Mi intención era dar un breve
paseo por los jardines cercanos, alcanzar la catedral de Alexander Nevski y
regresar al hotel para descansar antes de salir por la tarde y cenar. A pocos
metros estaba la iglesia Rusa, que realmente se denominaba iglesia de San
Nicolás (Tsurka na Sveti Nikolai Chudotvorets) consagrada en 1914 para dar
servicio espiritual a la comunidad rusa de la ciudad. Estaba inspirada en las
iglesias moscovitas del siglo XVI.
No hay nada como que alguien
incumpla las normas con naturalidad para que se desate un enjambre de
incumplimientos descarados, a conciencia. En la entrada, un cartel bien visible
prohibía hacer fotos o vídeos. Dos jóvenes italianos que habían entrado conmigo
sacaron el móvil y se pusieron a hacer fotos, sin esconderse, sin mirar atrás,
pasando olímpicamente. Yo me resistí un poco, por decencia, por inercia, me
metí al fondo del templo, saqué el móvil de forma clandestina (con la cámara
grande hubiera dado el cante) e hice un par de fotos rápidas.
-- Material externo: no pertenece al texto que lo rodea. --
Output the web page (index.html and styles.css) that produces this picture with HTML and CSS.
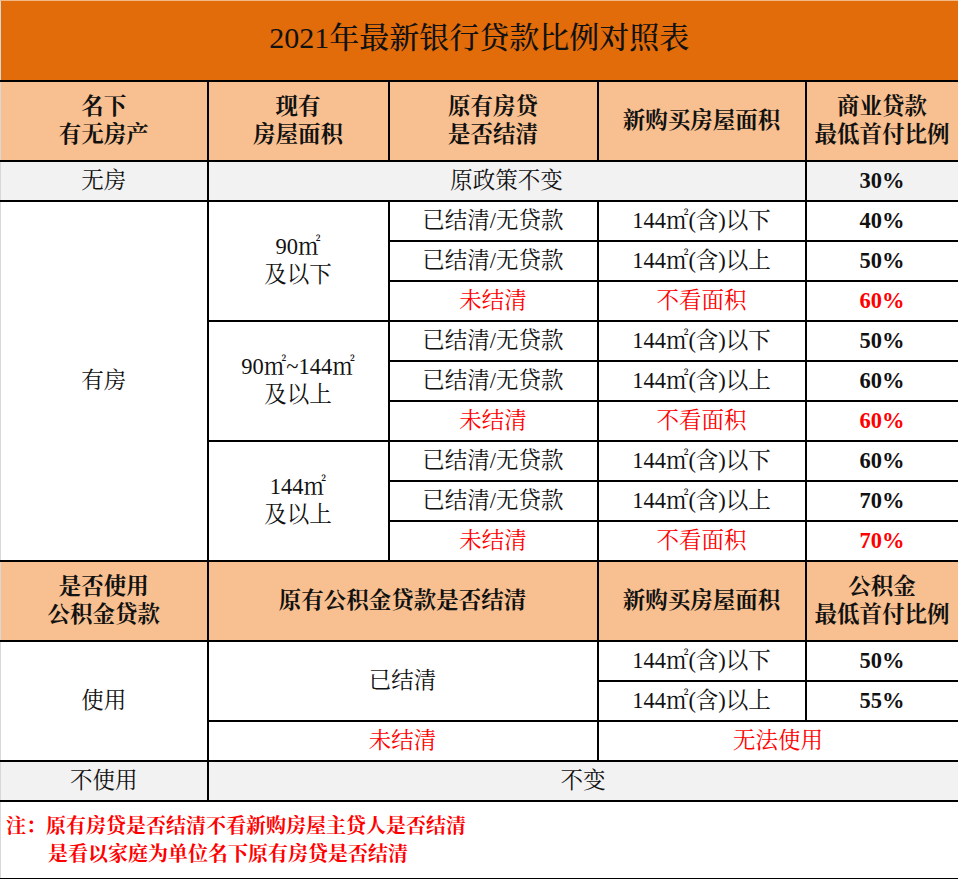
FILE: index.html
```html
<!DOCTYPE html>
<html lang="zh-CN">
<head>
<meta charset="utf-8">
<title>2021年最新银行贷款比例对照表</title>
<link rel="stylesheet" href="styles.css">
</head>
<body>
<table class="sheet">
  <colgroup>
    <col class="c1"><col class="c2"><col class="c3"><col class="c4"><col class="c5">
  </colgroup>
  <tr class="r-title"><td colspan="5" class="title l">2021年最新银行贷款比例对照表</td></tr>
  <tr class="r-head">
    <td class="head l">名下<br>有无房产</td>
    <td class="head">现有<br>房屋面积</td>
    <td class="head">原有房贷<br>是否结清</td>
    <td class="head">新购买房屋面积</td>
    <td class="head">商业贷款<br>最低首付比例</td>
  </tr>
  <tr class="r-row grey">
    <td class="l">无房</td>
    <td colspan="3">原政策不变</td>
    <td class="pct">30%</td>
  </tr>
  <tr class="r-row">
    <td rowspan="9" class="l">有房</td>
    <td rowspan="3">90㎡<br>及以下</td>
    <td>已结清/无贷款</td>
    <td>144㎡(含)以下</td>
    <td class="pct">40%</td>
  </tr>
  <tr class="r-row">
    <td>已结清/无贷款</td>
    <td>144㎡(含)以上</td>
    <td class="pct">50%</td>
  </tr>
  <tr class="r-row red">
    <td>未结清</td>
    <td>不看面积</td>
    <td class="pct">60%</td>
  </tr>
  <tr class="r-row">
    <td rowspan="3">90㎡~144㎡<br>及以上</td>
    <td>已结清/无贷款</td>
    <td>144㎡(含)以下</td>
    <td class="pct">50%</td>
  </tr>
  <tr class="r-row">
    <td>已结清/无贷款</td>
    <td>144㎡(含)以上</td>
    <td class="pct">60%</td>
  </tr>
  <tr class="r-row red">
    <td>未结清</td>
    <td>不看面积</td>
    <td class="pct">60%</td>
  </tr>
  <tr class="r-row">
    <td rowspan="3">144㎡<br>及以上</td>
    <td>已结清/无贷款</td>
    <td>144㎡(含)以下</td>
    <td class="pct">60%</td>
  </tr>
  <tr class="r-row">
    <td>已结清/无贷款</td>
    <td>144㎡(含)以上</td>
    <td class="pct">70%</td>
  </tr>
  <tr class="r-row red">
    <td>未结清</td>
    <td>不看面积</td>
    <td class="pct">70%</td>
  </tr>
  <tr class="r-head">
    <td class="head l">是否使用<br>公积金贷款</td>
    <td class="head" colspan="2">原有公积金贷款是否结清</td>
    <td class="head">新购买房屋面积</td>
    <td class="head">公积金<br>最低首付比例</td>
  </tr>
  <tr class="r-row">
    <td rowspan="3" class="l">使用</td>
    <td rowspan="2" colspan="2">已结清</td>
    <td>144㎡(含)以下</td>
    <td class="pct">50%</td>
  </tr>
  <tr class="r-row">
    <td>144㎡(含)以上</td>
    <td class="pct">55%</td>
  </tr>
  <tr class="r-row red">
    <td colspan="2">未结清</td>
    <td colspan="2">无法使用</td>
  </tr>
  <tr class="r-row grey">
    <td class="l">不使用</td>
    <td colspan="4">不变</td>
  </tr>
  <tr class="r-note">
    <td colspan="5" class="note l">
      <div class="note-line">注：原有房贷是否结清不看新购房屋主贷人是否结清</div>
      <div class="note-line indent">是看以家庭为单位名下原有房贷是否结清</div>
    </td>
  </tr>
</table>
</body>
</html>
```

FILE: styles.css
```css
html, body {
  margin: 0;
  padding: 0;
  background: #ffffff;
}

.sheet {
  width: 958px;
  border-collapse: collapse;
  table-layout: fixed;
  font-family: "Liberation Serif", "Noto Serif CJK SC", "Noto Sans CJK SC", serif;
  color: #111111;
}

.c1 { width: 207px; }
.c2 { width: 181px; }
.c3 { width: 209px; }
.c4 { width: 208px; }
.c5 { width: 153px; }

.sheet td {
  border: 2px solid #000000;
  text-align: center;
  vertical-align: middle;
  padding: 0;
  font-size: 22.5px;
  line-height: 28px;
}

.sheet td.l {
  border-left: 1px solid #d8d8d8;
}

.r-title { height: 80px; }
.r-head { height: 80px; }
.r-row { height: 40px; }
.r-note { height: 78px; }

.sheet .title {
  background: #e26b0a;
  font-size: 30px;
  line-height: 34px;
  font-weight: 500;
  color: #111111;
  border-top: 1px solid #efb98a;
  padding-bottom: 4px;
}

.head {
  background: #f8c090;
  font-weight: 700;
}

.grey td {
  background: #f2f2f2;
}

.pct {
  font-weight: 700;
}

.red td {
  color: #ff0000;
}

.sheet .note {
  text-align: left;
  color: #ff0000;
  font-size: 20px;
  font-weight: 700;
  padding-left: 5px;
}

.note-line.indent {
  padding-left: 42px;
}
```
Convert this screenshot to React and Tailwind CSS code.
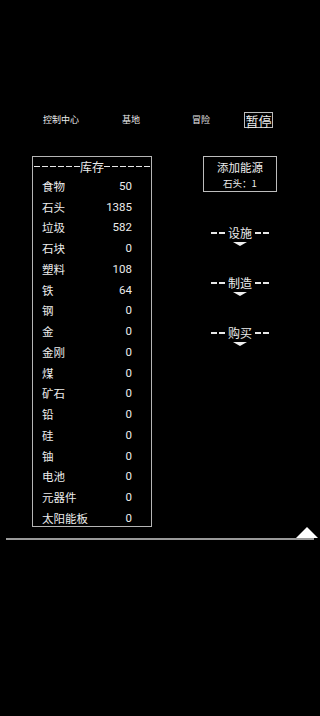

En la penumbra,
magnífica para entablar un diálogo con dios, no tanto para las fotos, que no
salieron demasiado bien, permanecí un instante. Luego se desató el desmadre,
ese de “si lo hace otro”, y los frescos quedaron acribillados. No teman, no
sufrieron daños: nadie activó el flash. Los personajes de los iconos nos observaron
con una actitud condescendiente. Parecían decir, muy bíblicamente: “perdónalos
porque no saben lo que hacen”.
Pasado ese momento, y con las
fotos en las alforjas, regresó la calma y la solemnidad, se recuperó la
espiritualidad y me dediqué a empaparme de su ambiente, como creyente y como
viajero. Hasta ese momento había visto colores, figuras, la belleza, sin duda. Ahora
tocaba sentir, explorar por qué hace décadas alguien se había preocupado por
reflejar una forma de creer en unos muros, en unas tablas, en un mobiliario
sacro. La iglesia era pequeña, recoleta, acogedora, lugar de recogimiento, de
estabilización de la paz interior tan aguerridamente retenida en el ajetreo
cotidiano de la gran ciudad. Salió uno de los sacerdotes y las señoras que
cuidaban del templo, o la encargada de la escueta tienda donde vendían las
velas y recuerdos religiosos, requirieron su bendición, que otorgó con
sencillez y una sonrisa. Estuve por pedir yo también ese gesto tranquilizador
del alma.
No bajé a la cripta para rendir
homenaje al arzobispo Serafín, quien dirigiera la iglesia rusa en Bulgaria
desde 1921 a 1950. La comunidad de esta iglesia se alimentó de exiliados por el
triunfo de los bolcheviques en 1917.
Fuera, admiré la fachada
abrazada por los árboles y el dorado de las cúpulas.